A year after the second surgery, my husband died.  My friend arrived at my house the next day, distraught.  My husband had been dead less than eighteen hours when she came through my front door telling me how she hadn’t slept at all the night before, because she had been up crying over my husband.  That evening my pastor was at my house, and my friend got drunk.  Really drunk.  In front of my pastor, my mother, my son, and my son’s friends, who had gathered to surround him in love.  My mother remained cordial, but I could see the flames behind the grate. I get that grief manifests in different ways, and my friend probably was genuinely upset.  But in those days after my husband died, when things were mostly a blur to me, one thing was abundantly clear: my friend DID have a pathological need for attention.  She had to be the center, no matter what, regardless of the cost to anyone around her.  Even in the wake of the most devastating loss I’d ever known, she continued to talk about the crater this had blown in her life.

It was silence again after that.  In spite of her emotional display of grief and loss, it was all about her.  And I was unwilling to do anything to mend the distance.  After decades of being in her supporting cast, I had too much to deal with on my own to spend the time dealing with her dysfunction as well.  Initially it was hard to make that break, to leave behind all of what I thought I had with her – until, with enough time, it was obvious that what I thought I had was what I had brought to it myself.  I had carried it in, and now I carried it out, leaving no trace.  Other than anger, but even that was washed away over time.

Other friends had fallen away from her over time as well.  At the time I couldn’t figure out why they had seemingly walked away from her.  I thought that they were unable to deal with the intensity of her personality, that staying her friend showed some kind of strength or quality in me that they simply didn’t have.  I thought they were weak.  After I cut my own ties, I knew it wasn’t a matter of weakness.  I knew why they had left.

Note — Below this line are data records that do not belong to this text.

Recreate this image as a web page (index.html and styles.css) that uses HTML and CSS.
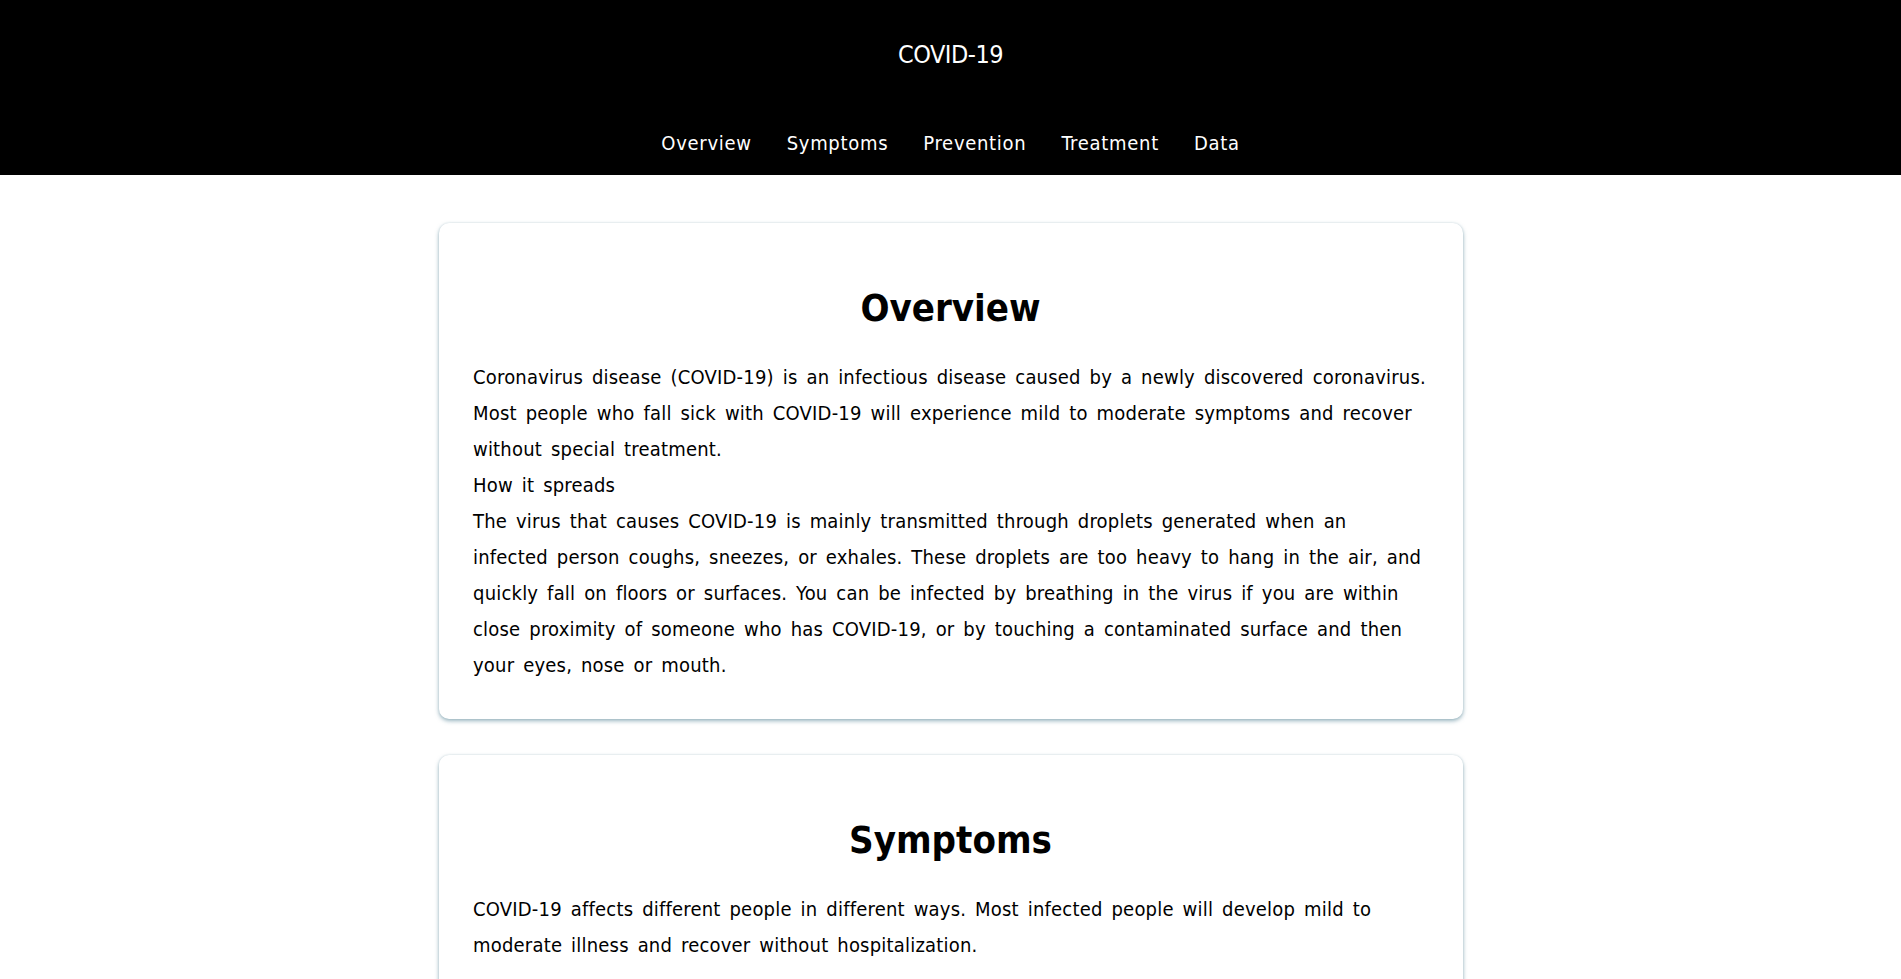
FILE: index.html
```html
<!DOCTYPE html>
<html lang="en">
<head>
<meta charset="utf-8">
<title>COVID-19</title>
<link rel="stylesheet" href="styles.css">
</head>
<body>
<header class="site-header">
  <h1 class="site-title">COVID-19</h1>
  <nav class="site-nav">
    <a href="#overview">Overview</a>
    <a href="#symptoms">Symptoms</a>
    <a href="#prevention">Prevention</a>
    <a href="#treatment">Treatment</a>
    <a href="#data">Data</a>
  </nav>
</header>
<main class="content">
  <section class="card" id="overview">
    <h2 class="card-title">Overview</h2>
    <p class="card-text">Coronavirus disease (COVID-19) is an infectious disease caused by a newly discovered coronavirus. Most people who fall sick with COVID-19 will experience mild to moderate symptoms and recover without special treatment.</p>
    <p class="card-text">How it spreads</p>
    <p class="card-text">The virus that causes COVID-19 is mainly transmitted through droplets generated when an infected person coughs, sneezes, or exhales. These droplets are too heavy to hang in the air, and quickly fall on floors or surfaces. You can be infected by breathing in the virus if you are within close proximity of someone who has COVID-19, or by touching a contaminated surface and then your eyes, nose or mouth.</p>
  </section>
  <section class="card" id="symptoms">
    <h2 class="card-title">Symptoms</h2>
    <p class="card-text">COVID-19 affects different people in different ways. Most infected people will develop mild to moderate illness and recover without hospitalization.</p>
  </section>
</main>
</body>
</html>
```
FILE: styles.css
```css
html, body {
  margin: 0;
  padding: 0;
  background: #ffffff;
}

body {
  font-family: "DejaVu Sans Condensed", "DejaVu Sans", sans-serif;
  color: #000;
}

.site-header {
  background: #000;
  color: #fff;
  text-align: center;
  padding: 38px 0 17px;
}

.site-title {
  margin: 0;
  font-size: 25px;
  line-height: 34px;
  font-weight: 400;
  letter-spacing: -0.5px;
}

.site-nav {
  margin-top: 56px;
  display: flex;
  justify-content: center;
  gap: 35px;
}

.site-nav a {
  color: #fff;
  text-decoration: none;
  font-size: 20px;
  line-height: 30px;
  letter-spacing: 0.7px;
}

.content {
  display: flex;
  flex-direction: column;
  align-items: center;
  gap: 36px;
  padding: 48px 0 48px;
}

.card {
  box-sizing: border-box;
  width: 1024px;
  padding: 36px 34.5px;
  background: #fff;
  border-radius: 10px;
  box-shadow: 0 2px 4px rgba(70, 120, 140, 0.55), 0 0 2px rgba(70, 120, 140, 0.18);
}

.card-title {
  margin: 25px 0 27px;
  text-align: center;
  font-size: 38px;
  line-height: 48px;
  font-weight: 700;
}

.card-text {
  margin: 0;
  font-size: 20px;
  line-height: 36px;
  letter-spacing: 0.2px;
  word-spacing: 3px;
}
```
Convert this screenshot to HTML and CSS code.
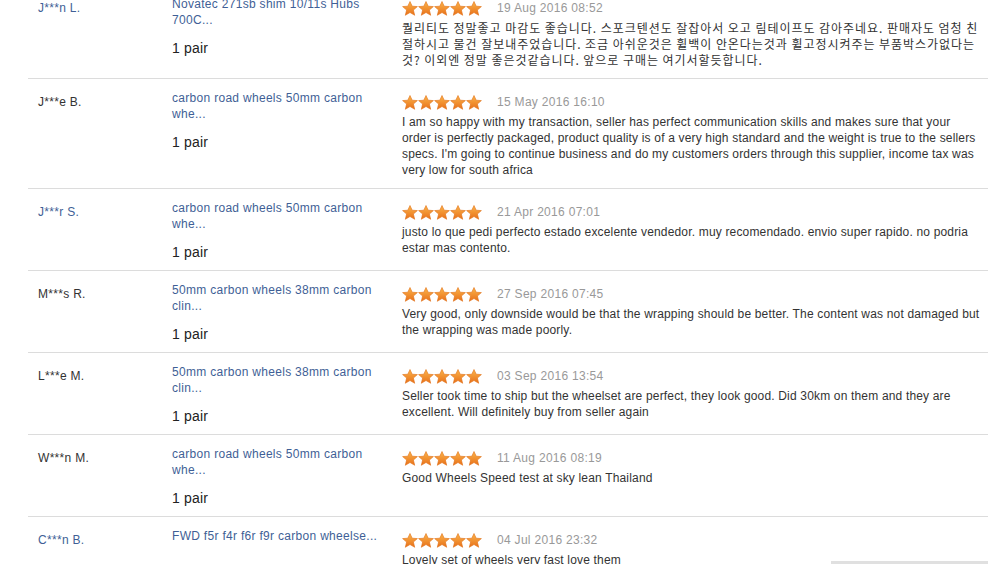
FILE: index.html
```html
<!DOCTYPE html>
<html>
<head>
<meta charset="utf-8">
<link rel="stylesheet" href="styles.css">
</head>
<body>
<svg width="0" height="0" class="defs">
  <defs>
    <linearGradient id="sg" x1="0" y1="0" x2="0" y2="1">
      <stop offset="0" stop-color="#fbb54a"/>
      <stop offset="1" stop-color="#e8701a"/>
    </linearGradient>
    <symbol id="star" viewBox="0 0 16 15">
      <polygon points="8,0.5 10.2,5.2 15.4,5.6 11.4,9 12.7,14.3 8,11.5 3.3,14.3 4.6,9 0.6,5.6 5.8,5.2" fill="url(#sg)" stroke="#e07018" stroke-width="0.6"/>
    </symbol>
  </defs>
</svg>
<div class="feedback">
  <div class="row first">
    <div class="buyer blue">J***n L.</div>
    <div class="product"><a class="plink">Novatec 271sb shim 10/11s Hubs 700C...</a><div class="qty">1 pair</div></div>
    <div class="review">
      <div class="meta"><span class="stars"><svg><use href="#star"/></svg><svg><use href="#star"/></svg><svg><use href="#star"/></svg><svg><use href="#star"/></svg><svg><use href="#star"/></svg></span><span class="date">19 Aug 2016 08:52</span></div>
      <p class="text ko">퀄리티도 정말좋고 마감도 좋습니다. 스포크텐션도 잘잡아서 오고 림테이프도 감아주네요. 판매자도 엄청 친절하시고 물건 잘보내주었습니다. 조금 아쉬운것은 휠백이 안온다는것과 휠고정시켜주는 부품박스가없다는것? 이외엔 정말 좋은것같습니다. 앞으로 구매는 여기서할듯합니다.</p>
    </div>
  </div>
  <div class="row">
    <div class="buyer">J***e B.</div>
    <div class="product"><a class="plink">carbon road wheels 50mm carbon whe...</a><div class="qty">1 pair</div></div>
    <div class="review">
      <div class="meta"><span class="stars"><svg><use href="#star"/></svg><svg><use href="#star"/></svg><svg><use href="#star"/></svg><svg><use href="#star"/></svg><svg><use href="#star"/></svg></span><span class="date">15 May 2016 16:10</span></div>
      <p class="text">I am so happy with my transaction, seller has perfect communication skills and makes sure that your order is perfectly packaged, product quality is of a very high standard and the weight is true to the sellers specs. I'm going to continue business and do my customers orders through this supplier, income tax was very low for south africa</p>
    </div>
  </div>
  <div class="row">
    <div class="buyer blue">J***r S.</div>
    <div class="product"><a class="plink">carbon road wheels 50mm carbon whe...</a><div class="qty">1 pair</div></div>
    <div class="review">
      <div class="meta"><span class="stars"><svg><use href="#star"/></svg><svg><use href="#star"/></svg><svg><use href="#star"/></svg><svg><use href="#star"/></svg><svg><use href="#star"/></svg></span><span class="date">21 Apr 2016 07:01</span></div>
      <p class="text">justo lo que pedi perfecto estado excelente vendedor. muy recomendado. envio super rapido. no podria estar mas contento.</p>
    </div>
  </div>
  <div class="row">
    <div class="buyer">M***s R.</div>
    <div class="product"><a class="plink">50mm carbon wheels 38mm carbon clin...</a><div class="qty">1 pair</div></div>
    <div class="review">
      <div class="meta"><span class="stars"><svg><use href="#star"/></svg><svg><use href="#star"/></svg><svg><use href="#star"/></svg><svg><use href="#star"/></svg><svg><use href="#star"/></svg></span><span class="date">27 Sep 2016 07:45</span></div>
      <p class="text">Very good, only downside would be that the wrapping should be better. The content was not damaged but the wrapping was made poorly.</p>
    </div>
  </div>
  <div class="row">
    <div class="buyer">L***e M.</div>
    <div class="product"><a class="plink">50mm carbon wheels 38mm carbon clin...</a><div class="qty">1 pair</div></div>
    <div class="review">
      <div class="meta"><span class="stars"><svg><use href="#star"/></svg><svg><use href="#star"/></svg><svg><use href="#star"/></svg><svg><use href="#star"/></svg><svg><use href="#star"/></svg></span><span class="date">03 Sep 2016 13:54</span></div>
      <p class="text">Seller took time to ship but the wheelset are perfect, they look good. Did 30km on them and they are excellent. Will definitely buy from seller again</p>
    </div>
  </div>
  <div class="row">
    <div class="buyer">W***n M.</div>
    <div class="product"><a class="plink">carbon road wheels 50mm carbon whe...</a><div class="qty">1 pair</div></div>
    <div class="review">
      <div class="meta"><span class="stars"><svg><use href="#star"/></svg><svg><use href="#star"/></svg><svg><use href="#star"/></svg><svg><use href="#star"/></svg><svg><use href="#star"/></svg></span><span class="date">11 Aug 2016 08:19</span></div>
      <p class="text">Good Wheels Speed test at sky lean Thailand</p>
    </div>
  </div>
  <div class="row">
    <div class="buyer blue">C***n B.</div>
    <div class="product"><a class="plink">FWD f5r f4r f6r f9r carbon wheelse...</a><div class="qty">1 pair</div></div>
    <div class="review">
      <div class="meta"><span class="stars"><svg><use href="#star"/></svg><svg><use href="#star"/></svg><svg><use href="#star"/></svg><svg><use href="#star"/></svg><svg><use href="#star"/></svg></span><span class="date">04 Jul 2016 23:32</span></div>
      <p class="text">Lovely set of wheels very fast love them</p>
    </div>
  </div>
</div>
<div class="floatbar"></div>
</body>
</html>
```
FILE: styles.css
```css
html, body {
  margin: 0;
  padding: 0;
  background: #fff;
  overflow: hidden;
}
body {
  width: 996px;
  height: 564px;
  position: relative;
  font-family: "Liberation Sans", Arial, "Noto Sans CJK KR", sans-serif;
  font-size: 12px;
  letter-spacing: 0.3px;
  color: #333;
}
.defs {
  position: absolute;
  width: 0;
  height: 0;
}
.feedback {
  margin: -15px 0 0 28px;
  width: 960px;
  height: 579px;
  overflow: hidden;
}
.row {
  display: flex;
  border-bottom: 1px solid #dcdcdc;
  padding-bottom: 9px;
}
.buyer {
  width: 134px;
  padding: 15px 0 0 10px;
  line-height: 16px;
  color: #333;
  box-sizing: border-box;
  flex: none;
}
.buyer.blue {
  color: #3f5f96;
}
.product {
  width: 240px;
  padding: 11px 0 0 10px;
  box-sizing: border-box;
  flex: none;
}
.plink {
  display: block;
  width: 208px;
  min-height: 32px;
  color: #3f5f96;
  line-height: 16px;
  text-decoration: none;
}
.qty {
  margin-top: 11px;
  font-size: 14px;
  line-height: 18px;
  letter-spacing: 0.2px;
  color: #222;
}
.review {
  width: 579px;
  padding-top: 15px;
  padding-bottom: 1px;
  flex: none;
}
.meta {
  display: flex;
  align-items: center;
  height: 16px;
}
.stars {
  display: flex;
  width: 95px;
}
.stars svg {
  width: 16px;
  height: 15px;
  display: block;
}
.date {
  color: #999;
  line-height: 16px;
}
.text {
  margin: 4px 0 0;
  line-height: 16px;
  letter-spacing: 0.17px;
  color: #333;
}
.text.ko {
  font-family: "Noto Sans CJK KR", "Liberation Sans", sans-serif;
  font-size: 12px;
  letter-spacing: 0.95px;
  line-height: 16px;
}
.floatbar {
  position: absolute;
  left: 831px;
  top: 561px;
  width: 157px;
  height: 4px;
  background: #e0e0e0;
}
```
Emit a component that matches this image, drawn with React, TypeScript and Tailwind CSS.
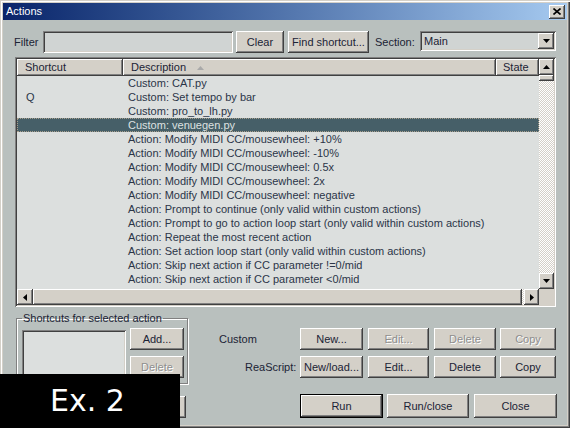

I have, in the years since, occasionally thought about reconnecting, with some idea that I could do it on my own terms, but it has become obvious that such a thing wouldn’t be possible with her.  A few years after my husband died, my former best friend wrote to the only college friend we still shared in common, about how her life had changed.  How she was so ashamed of how she had behaved in the past, but it was all because all of our college group had encouraged the worst in each other… and how she had changed her life since my husband died, because she would want to be an example to him, to make him proud.  Which certainly wasn’t anything that seemed to concern her overmuch when he was alive, but it has again made her the noble centerpiece of her own personal drama, which again stars her with the rest of the world as her supporting players.  I just don’t have the energy any more.  The time.  The patience.  Or even the tiniest inclination.